To better understand how this works, we first have to understand consumer groups. Logically, a consumer group is very similar to an application – it is a logical entity reading data from a topic. If, for instance, you are using Kafka to distribute instrument master data in a securities processing application, there will typically be different application components that need this data – say a trading frontend, a settlement module or a tax processing module. So each of these application components could be set up as a consumer group in Kafka, so that they all obtain records from the instrument master data topic independently, similar to the pub/sub semantics of a traditional messaging system.
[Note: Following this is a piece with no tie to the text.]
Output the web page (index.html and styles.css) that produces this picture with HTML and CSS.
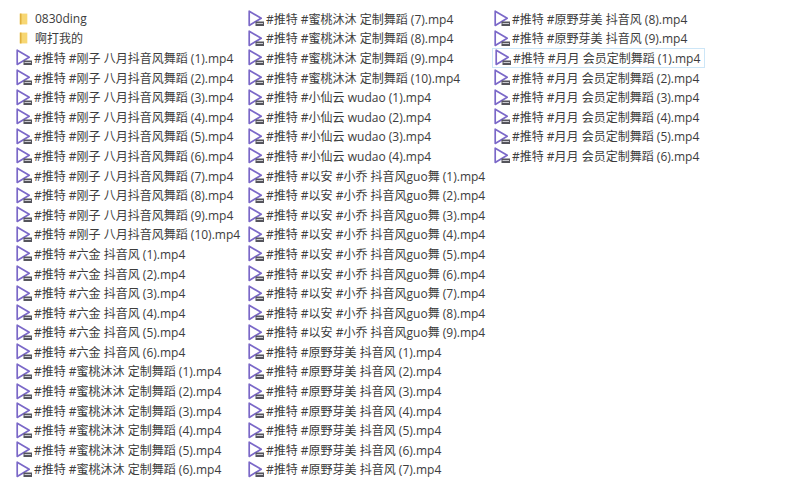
FILE: index.html
```html
<!DOCTYPE html>
<html lang="zh-CN">
<head>
  <meta charset="UTF-8">
  <title>文件列表</title>
  <link rel="stylesheet" href="styles.css">
</head>
<body>

  <svg class="defs" width="0" height="0">
    <symbol id="video" viewBox="0 0 17 17">
      <path d="M1.2 1.2 L13.2 8.2 L1.2 15.4 Z" fill="none" stroke="#7b68c8" stroke-width="1.7" stroke-linejoin="round"/>
      <rect x="7.5" y="11.5" width="8.5" height="4.5" fill="#55555c"/>
      <rect x="8.5" y="13" width="6.5" height="1" fill="#c9c9cf"/>
    </symbol>
    <symbol id="folder" viewBox="0 0 12 14">
      <path d="M1 0.5 H10 V13.5 H1 Z" fill="#f7d774"/>
      <path d="M1 0.5 H3 V13.5 H1 Z" fill="#e0b03c"/>
    </symbol>
  </svg>

  <div class="lista">

    <!-- Coluna 1 -->
    <div class="coluna col1">
      <div class="item pasta"><svg class="ico-pasta"><use href="#folder"/></svg><span>0830ding</span></div>
      <div class="item pasta"><svg class="ico-pasta"><use href="#folder"/></svg><span>啊打我的</span></div>
      <div class="item"><svg class="ico"><use href="#video"/></svg><span>#推特 #刚子 八月抖音风舞蹈 (1).mp4</span></div>
      <div class="item"><svg class="ico"><use href="#video"/></svg><span>#推特 #刚子 八月抖音风舞蹈 (2).mp4</span></div>
      <div class="item"><svg class="ico"><use href="#video"/></svg><span>#推特 #刚子 八月抖音风舞蹈 (3).mp4</span></div>
      <div class="item"><svg class="ico"><use href="#video"/></svg><span>#推特 #刚子 八月抖音风舞蹈 (4).mp4</span></div>
      <div class="item"><svg class="ico"><use href="#video"/></svg><span>#推特 #刚子 八月抖音风舞蹈 (5).mp4</span></div>
      <div class="item"><svg class="ico"><use href="#video"/></svg><span>#推特 #刚子 八月抖音风舞蹈 (6).mp4</span></div>
      <div class="item"><svg class="ico"><use href="#video"/></svg><span>#推特 #刚子 八月抖音风舞蹈 (7).mp4</span></div>
      <div class="item"><svg class="ico"><use href="#video"/></svg><span>#推特 #刚子 八月抖音风舞蹈 (8).mp4</span></div>
      <div class="item"><svg class="ico"><use href="#video"/></svg><span>#推特 #刚子 八月抖音风舞蹈 (9).mp4</span></div>
      <div class="item"><svg class="ico"><use href="#video"/></svg><span>#推特 #刚子 八月抖音风舞蹈 (10).mp4</span></div>
      <div class="item"><svg class="ico"><use href="#video"/></svg><span>#推特 #六金 抖音风 (1).mp4</span></div>
      <div class="item"><svg class="ico"><use href="#video"/></svg><span>#推特 #六金 抖音风 (2).mp4</span></div>
      <div class="item"><svg class="ico"><use href="#video"/></svg><span>#推特 #六金 抖音风 (3).mp4</span></div>
      <div class="item"><svg class="ico"><use href="#video"/></svg><span>#推特 #六金 抖音风 (4).mp4</span></div>
      <div class="item"><svg class="ico"><use href="#video"/></svg><span>#推特 #六金 抖音风 (5).mp4</span></div>
      <div class="item"><svg class="ico"><use href="#video"/></svg><span>#推特 #六金 抖音风 (6).mp4</span></div>
      <div class="item"><svg class="ico"><use href="#video"/></svg><span>#推特 #蜜桃沐沐 定制舞蹈 (1).mp4</span></div>
      <div class="item"><svg class="ico"><use href="#video"/></svg><span>#推特 #蜜桃沐沐 定制舞蹈 (2).mp4</span></div>
      <div class="item"><svg class="ico"><use href="#video"/></svg><span>#推特 #蜜桃沐沐 定制舞蹈 (3).mp4</span></div>
      <div class="item"><svg class="ico"><use href="#video"/></svg><span>#推特 #蜜桃沐沐 定制舞蹈 (4).mp4</span></div>
      <div class="item"><svg class="ico"><use href="#video"/></svg><span>#推特 #蜜桃沐沐 定制舞蹈 (5).mp4</span></div>
      <div class="item"><svg class="ico"><use href="#video"/></svg><span>#推特 #蜜桃沐沐 定制舞蹈 (6).mp4</span></div>
    </div>

    <!-- Coluna 2 -->
    <div class="coluna col2">
      <div class="item"><svg class="ico"><use href="#video"/></svg><span>#推特 #蜜桃沐沐 定制舞蹈 (7).mp4</span></div>
      <div class="item"><svg class="ico"><use href="#video"/></svg><span>#推特 #蜜桃沐沐 定制舞蹈 (8).mp4</span></div>
      <div class="item"><svg class="ico"><use href="#video"/></svg><span>#推特 #蜜桃沐沐 定制舞蹈 (9).mp4</span></div>
      <div class="item"><svg class="ico"><use href="#video"/></svg><span>#推特 #蜜桃沐沐 定制舞蹈 (10).mp4</span></div>
      <div class="item"><svg class="ico"><use href="#video"/></svg><span>#推特 #小仙云 wudao (1).mp4</span></div>
      <div class="item"><svg class="ico"><use href="#video"/></svg><span>#推特 #小仙云 wudao (2).mp4</span></div>
      <div class="item"><svg class="ico"><use href="#video"/></svg><span>#推特 #小仙云 wudao (3).mp4</span></div>
      <div class="item"><svg class="ico"><use href="#video"/></svg><span>#推特 #小仙云 wudao (4).mp4</span></div>
      <div class="item"><svg class="ico"><use href="#video"/></svg><span>#推特 #以安 #小乔 抖音风guo舞 (1).mp4</span></div>
      <div class="item"><svg class="ico"><use href="#video"/></svg><span>#推特 #以安 #小乔 抖音风guo舞 (2).mp4</span></div>
      <div class="item"><svg class="ico"><use href="#video"/></svg><span>#推特 #以安 #小乔 抖音风guo舞 (3).mp4</span></div>
      <div class="item"><svg class="ico"><use href="#video"/></svg><span>#推特 #以安 #小乔 抖音风guo舞 (4).mp4</span></div>
      <div class="item"><svg class="ico"><use href="#video"/></svg><span>#推特 #以安 #小乔 抖音风guo舞 (5).mp4</span></div>
      <div class="item"><svg class="ico"><use href="#video"/></svg><span>#推特 #以安 #小乔 抖音风guo舞 (6).mp4</span></div>
      <div class="item"><svg class="ico"><use href="#video"/></svg><span>#推特 #以安 #小乔 抖音风guo舞 (7).mp4</span></div>
      <div class="item"><svg class="ico"><use href="#video"/></svg><span>#推特 #以安 #小乔 抖音风guo舞 (8).mp4</span></div>
      <div class="item"><svg class="ico"><use href="#video"/></svg><span>#推特 #以安 #小乔 抖音风guo舞 (9).mp4</span></div>
      <div class="item"><svg class="ico"><use href="#video"/></svg><span>#推特 #原野芽美 抖音风 (1).mp4</span></div>
      <div class="item"><svg class="ico"><use href="#video"/></svg><span>#推特 #原野芽美 抖音风 (2).mp4</span></div>
      <div class="item"><svg class="ico"><use href="#video"/></svg><span>#推特 #原野芽美 抖音风 (3).mp4</span></div>
      <div class="item"><svg class="ico"><use href="#video"/></svg><span>#推特 #原野芽美 抖音风 (4).mp4</span></div>
      <div class="item"><svg class="ico"><use href="#video"/></svg><span>#推特 #原野芽美 抖音风 (5).mp4</span></div>
      <div class="item"><svg class="ico"><use href="#video"/></svg><span>#推特 #原野芽美 抖音风 (6).mp4</span></div>
      <div class="item"><svg class="ico"><use href="#video"/></svg><span>#推特 #原野芽美 抖音风 (7).mp4</span></div>
    </div>

    <!-- Coluna 3 -->
    <div class="coluna col3">
      <div class="item"><svg class="ico"><use href="#video"/></svg><span>#推特 #原野芽美 抖音风 (8).mp4</span></div>
      <div class="item"><svg class="ico"><use href="#video"/></svg><span>#推特 #原野芽美 抖音风 (9).mp4</span></div>
      <div class="item selecionado"><svg class="ico"><use href="#video"/></svg><span>#推特 #月月 会员定制舞蹈 (1).mp4</span></div>
      <div class="item"><svg class="ico"><use href="#video"/></svg><span>#推特 #月月 会员定制舞蹈 (2).mp4</span></div>
      <div class="item"><svg class="ico"><use href="#video"/></svg><span>#推特 #月月 会员定制舞蹈 (3).mp4</span></div>
      <div class="item"><svg class="ico"><use href="#video"/></svg><span>#推特 #月月 会员定制舞蹈 (4).mp4</span></div>
      <div class="item"><svg class="ico"><use href="#video"/></svg><span>#推特 #月月 会员定制舞蹈 (5).mp4</span></div>
      <div class="item"><svg class="ico"><use href="#video"/></svg><span>#推特 #月月 会员定制舞蹈 (6).mp4</span></div>
    </div>

  </div>

</body>
</html>
```

FILE: styles.css
```css
body {
  margin: 0;
  background: #fff;
  font-family: "Open Sans", "Noto Sans CJK SC", sans-serif;
  font-size: 12px;
  color: #3c3c3c;
  overflow: hidden;
}

.defs {
  display: block;
  height: 0;
}

.lista {
  display: flex;
  padding: 9px 0 0 16px;
}

.coluna {
  display: flex;
  flex-direction: column;
}

.col1 {
  width: 232px;
}

.col2 {
  width: 246px;
}

.item {
  display: flex;
  align-items: center;
  gap: 0;
  height: 19.6px;
  white-space: nowrap;
}

.ico {
  width: 17px;
  height: 17px;
  margin-right: 1px;
  flex: none;
}

.ico-pasta {
  width: 10px;
  height: 12px;
  margin: 0 6px 0 3px;
  flex: none;
}

.selecionado {
  align-self: flex-start;
  box-sizing: border-box;
  margin-left: -2px;
  padding: 0 4px 0 2px;
  border: 1px solid #cde6f7;
}
```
To increase scalability and fault tolerance, there can be many consumers inside a consumer group, but Kafka will try to make sure that within a consumer group, every message is delivered to only one consumer.

ConsumerGroups

To achieve this, Kafka will assign partitions in a topic to consumers within a consumer group. To make sure that each message is only processed once by one consumer group, each partition can be assigned to only one consumer, but if there are more partitions than consumer, a single consumer can read from more than one partition (so scaling the number of consumers beyond the number of partitions will lead to idle consumers).

ConsumerGroupsPartitions

It is worth mentioning that this is not the only programming model supported by Kafka. Instead of letting Kafka determine the assignment of partitions to consumers, consumers can also subscribe directly to a partition and thus define their own assignment. In this case, consumers need to implement their own mechanisms to detect a change in the number of partitions or to rebalance the load if a consumer goes down. This can, however, be useful if the number of partitions is constant and lost consumers are immediately replaced by some sort of restart mechanism. If you want to take a closer look at how exactly Kafka manages the assignment of partitions to consumers in a group, take a look at this excellent blog post on the Confluent web site or this page on the Confluent Wiki.

Maintaining the offset

The next problem we have to solve is the maintenance of the offset. A traditional messaging system typically makes sure that a message is only delivered once. With Kafka, this task is left to the consumer (this is why some people refer to this model as the “dumb broker – smart consumer” model). In fact, the low level API “FETCH” call of the Kafka protocol expects that a consumer specifies the offset of the record (batch) it wants to read. So the consumer needs to know which offsets is has already processed to make sure that all records are read and that no record is processed twice.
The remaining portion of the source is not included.